This week, U.S. Sen. Marco Rubio, R-Fla., doubled down on his bill banning TikTok.
Back in February, Rubio brought back the “Averting the National Threat of Internet Surveillance, Oppressive Censorship and Influence, and Algorithmic Learning by the Chinese Communist Party (ANTI-SOCIAL CCP) Act” which would “ban TikTok and other similar apps from operating in the United States.”
Rubio’s proposal “would protect Americans by blocking and prohibiting all transactions from any social media company in, or under the influence of, China, Russia, and several other foreign countries of concern unless they fully divest of dangerous foreign ownership.”
U.S. Sen. Angus King, I-Maine, is co-sponsoring the bill.
“TikTok allows the Chinese Communist Party to access people’s private data. This is a direct threat not only to our national security interests but also to the American people. I’m proud to continue to lead the bipartisan fight in Congress to ban TikTok, as well as other social media companies that are controlled by the CCP, so long as they are under dangerous foreign ownership,” said Rubio when he introduced the bill.

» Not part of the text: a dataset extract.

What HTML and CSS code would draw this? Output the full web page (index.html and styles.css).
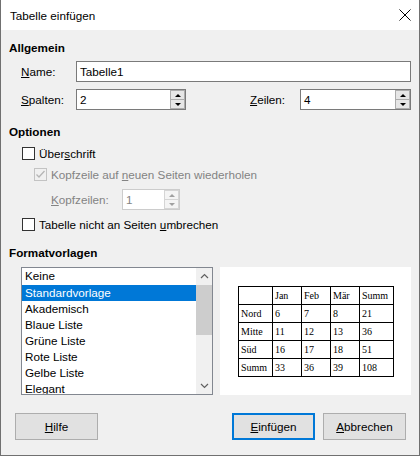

“Social media platforms have become essential parts of our daily lives. Millions of Americans depend on these networks to keep in touch with loved ones, stay up to date on news, or run their small business. We cannot allow hostile governments to use our social media habits as a Trojan Horse into our networks. Make no mistake – every ‘private’ enterprise in China has direct ties and on-demand information-sharing requirements with the national government. The Chinese Communist Party’s (CCP) potential to access TikTok user data and exploit American’s private information is an unacceptable national security risk. The company must either divest from dangerous foreign ownership, or we will take the necessary steps to protect Americans from potential foreign spying and misinformation operations. I look forward to working with my colleagues to pass a bipartisan bill to address this threat and hope these efforts will spur a swift sale of the company so that Americans can continue using TikTok for personal or professional purposes,” said King.
Rubio penned a piece that ran in the New York Post this week in which he insisted that TikTok was hurting American businesses.
“[W]hile TikTok tries to appear friendly to Americans, its true purpose is to serve the Chinese Communist Party and Chinese businesses at Americans’ expense. Don’t take my word for it. Just look at the company’s new scheme to sell cheap products made in China directly to Americans through the app,” insisted Rubio. “This attempt to follow in the footsteps of Chinese fast-fashion firms…will undermine the American businesses TikTok claims to help. Who will spend $20 on a T-shirt made in America when he or she can buy a Chinese-made T-shirt for $4?…It shows that TikTok’s ‘support’ for Main Street America, including its strategic funding of small businesses suing Montana for banning the app, is anything but selfless.
“TikTok’s e-commerce foray is also problematic because it will make American consumers complicit in slavery and genocide. How do you think Chinese producers proffer their dirt-cheap prices? Some…source their goods from concentration camps in Xinjiang, where the Communist Party subjects Uyghurs and other predominantly Muslim ethnic groups to forced labor,” Rubio added. “Add this to other incriminating discoveries, and the evidence against TikTok is overwhelming…. TikTok is lying to Americans, abusing their data, threatening America’s long-term economic interests and aiding and abetting genocide and slavery. We have to decide what’s more important, short-term gains or the long-term good of our country….
“If we don’t ban TikTok after this year’s revelations, we will do more than throw a bone to our greatest geopolitical adversary. We will broadcast the decline of American patriotism and the blunting of our leaders’ moral sense. That would be a real tragedy,” he wrote.
Rubio’s bill was sent to the U.S. Senate Banking, Housing, and Urban Affairs Committee back in February. Six other senators, including U.S. Sen. Rick Scott, R-Fla., have joined King as co-sponsors.
U.S. Reps. Mike Gallagher, R-Wisc., and Raja Krishnamoorthi, D-Ill., are championing the bill in the U.S. House. The bill has been before the U.S. House Foreign Affairs Committee since Gallagher introduced it in February.